In a statement to the press, El Domeiry indicated that the Ministry is also looking into maximizing railroad services revenues through relying on private sector expertise in operating some activities that generate high returns such as transportation of goods through railroads, and utilization of overnight railroad carriages and catering services by the private sector.

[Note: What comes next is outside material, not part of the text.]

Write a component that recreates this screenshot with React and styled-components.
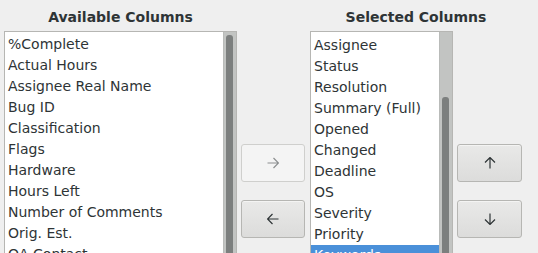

Al Alam El Youm, October 27, 1999, Page 1
Reliance on British and Canadian Expertise for Protection of Electricity Consumers. Dr. Aly El Saeedy, the Minister of Electricity and Power, has requested that advanced Canadian and British expertise be sought our in setting up a consumer protection agency and the organization of the electricity utility, preparatory to taking executive action to establish such an agency in Egypt. This agency will be responsible for the protection of 15 million subscribers to the electricity distribution companies from against price hikes, as well as protecting against monopolistic actions after the entry of the private sector into investment in electric power plants under the BOOT, and the sale of electricity generation company shares on the stock market. Saeedy indicated that the Canadian government had approved an additional 15 million Canadian dollar grant to training and develop human resources in the electricity sector until 2000. The minister added that Britain had also provided a grant for the establishment of a training center in Alexandria, as part of five centers to be established by USA, Britain, France, Sweden and Germany.